From the brutal to the sludgy to the experimental to the symphonic, we raise our horns in welcome and warning to the coming week: we are here to ROCK.
For a movie in which the personification of death cross-dresses, raps, and gets “Melvined,” Bill & Ted’s Bogus Journey didn’t goof around when it came to metal. And while “God Gave Rock ‘N’ Roll to You II” was a non-heinous win for a Kiss struggling to hide its imperfections without makeup, the 1991 soundtrack’s most triumphant moment came in the form of “Go To Hell” by Megadeth.
The opening bass chug-a-lug is suitably dirty and menacing, but the neo-classical leads & mid-tempo riffing announce the band’s intentions of grandeur during this period. Perhaps “fast & loud” had been good enough in the past, but we’re now put on notice that Megadeth is equally capable of anthemic—even pretty—songwork. But the spoken-word “now I lay me down” section immediately subverts this initial impression; this is Megadeth, the song is called “Go To Hell,” and we’ve gotta make sure to scare the parents. Mustaine’s phlegmatic Alice Cooper homage will do the trick nicely.

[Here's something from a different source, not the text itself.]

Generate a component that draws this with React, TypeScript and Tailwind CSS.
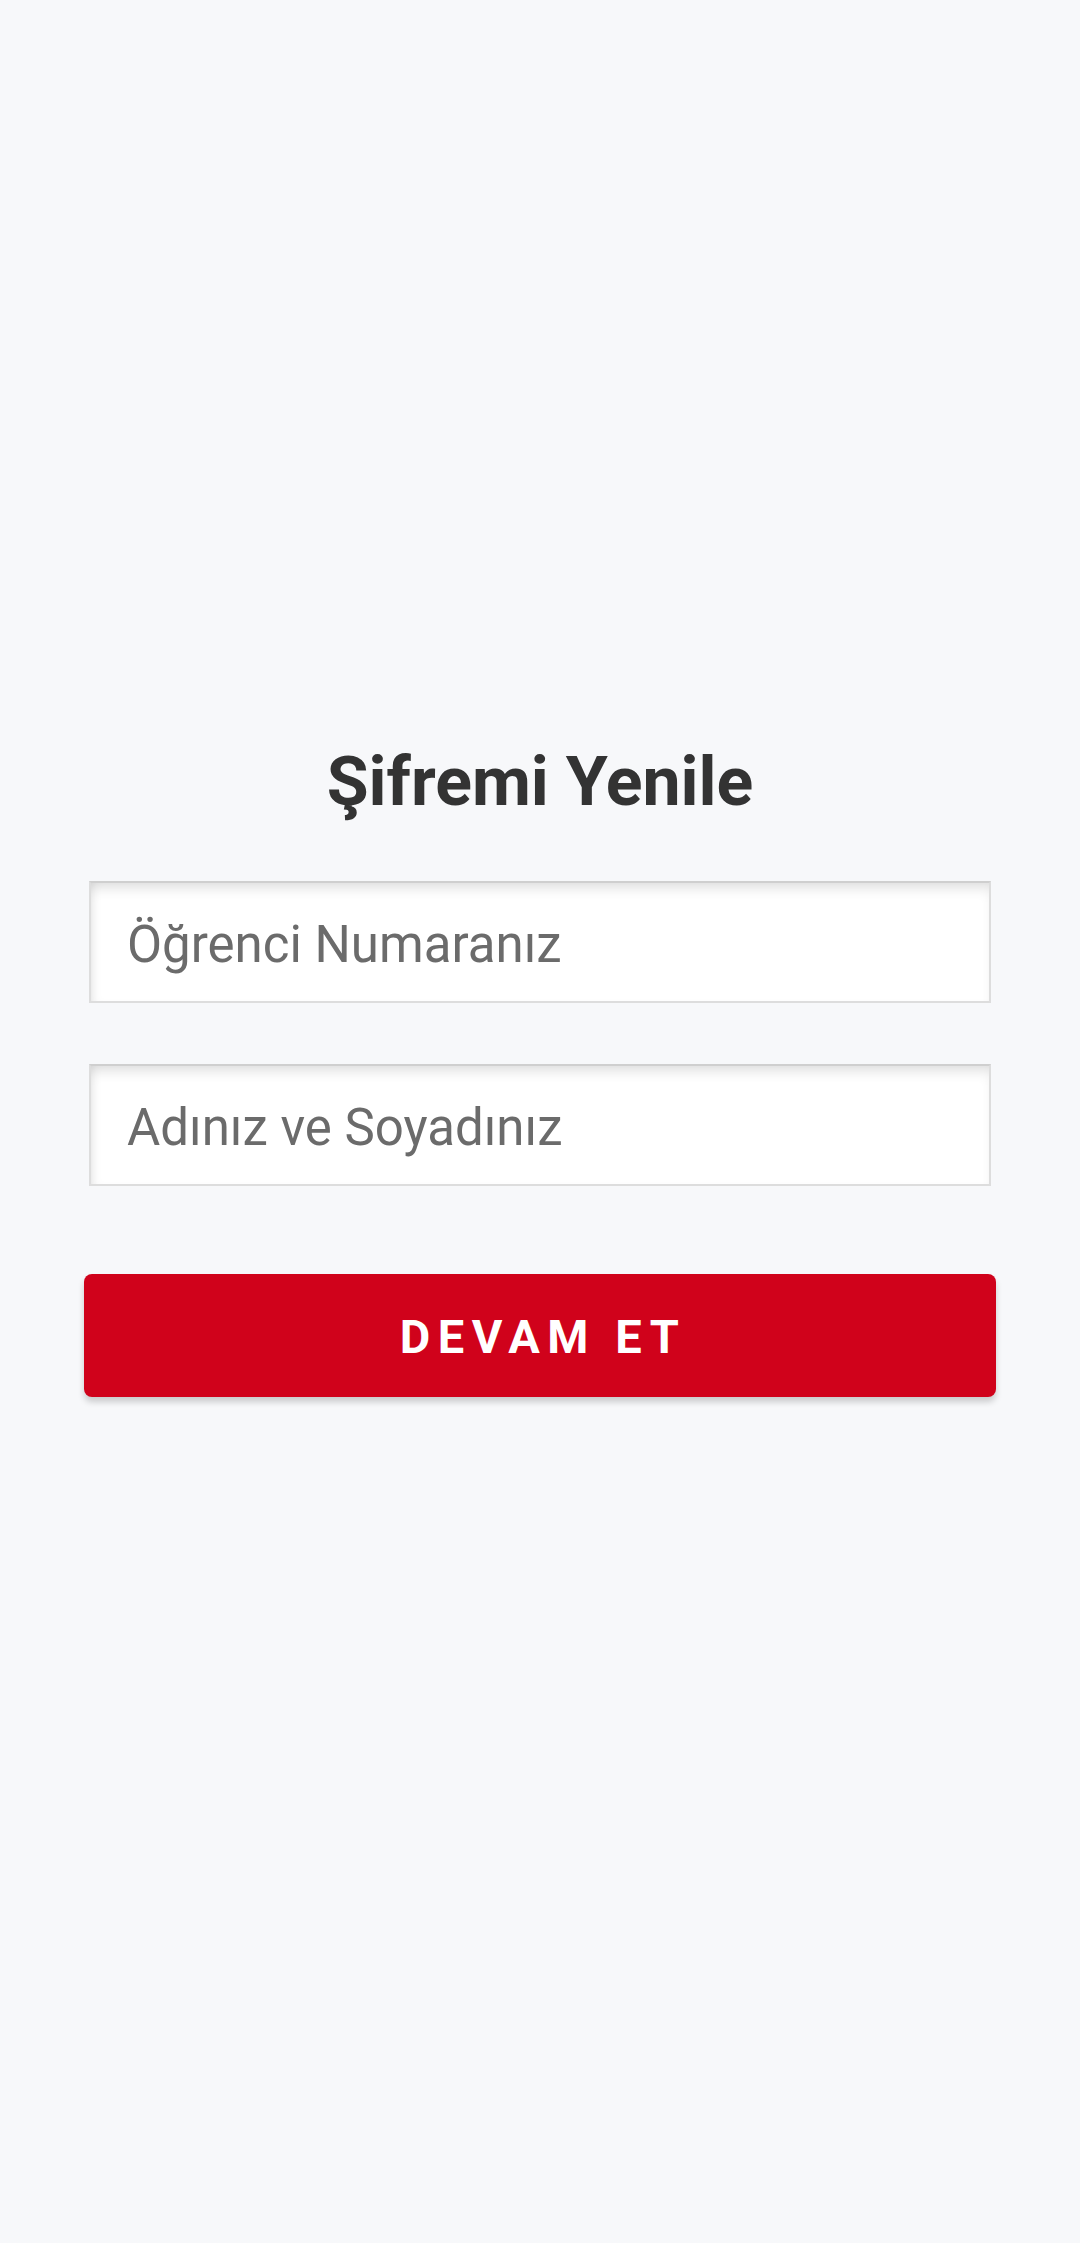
import { useState } from 'react';

const Field = ({ placeholder }: { placeholder: string }) => {
  const [value, setValue] = useState('');
  return (
    <input
      value={value}
      onChange={(e) => setValue(e.target.value)}
      placeholder={placeholder}
      className="w-full h-[122px] px-[36px] pt-[4px] bg-white border-2 border-[#dddddd] border-t-[#cfcfcf] shadow-[inset_0_10px_14px_-6px_rgba(0,0,0,0.14),inset_8px_0_12px_-8px_rgba(0,0,0,0.1)] text-[51px] text-[#555] placeholder:text-[#6b6b6b] outline-none"
    />
  );
};

const App = () => {
  return (
    <div className="min-h-screen bg-[#f7f8fa] font-['Roboto',sans-serif]">
      <div className="pt-[748px] flex flex-col items-center">
        <h1 className="text-[68px] leading-none font-bold text-[#333333]">Şifremi Yenile</h1>

        <div className="mt-[65px] w-[902px] flex flex-col gap-[61px]">
          <Field placeholder="Öğrenci Numaranız" />
          <Field placeholder="Adınız ve Soyadınız" />
        </div>

        <button className="mt-[88px] w-[912px] h-[123px] pt-[4px] pl-[6px] rounded-[8px] bg-[#d0021b] text-white text-[47px] font-bold tracking-[0.16em] shadow-[0_5px_6px_rgba(0,0,0,0.18)]">
          DEVAM ET
        </button>
      </div>
    </div>
  );
};

export default App;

Really, it’s the perfect soundtrack contribution. The track ostensibly complements the film’s theme, albeit at a darker, almost humourless level, and stands on its own as a bridge between the grittier thrash of the band’s 80’s ascension and the almost-likeable success of its 90’s commerciality. The song functions as a mash-up of elements from where the band had been and where Rust in Peace had clearly declared that it was going; as such, it works both for the dedicated faithful eager for another missive, and for the uninitiated who would stumble upon the band quite innocently via a key quotable exchange in the movie: “Ted, y’know, if I die, you can have my Megadeth collection.” “But dude, we’re already dead.” “Oh. Well then, they’re yours, dude!.”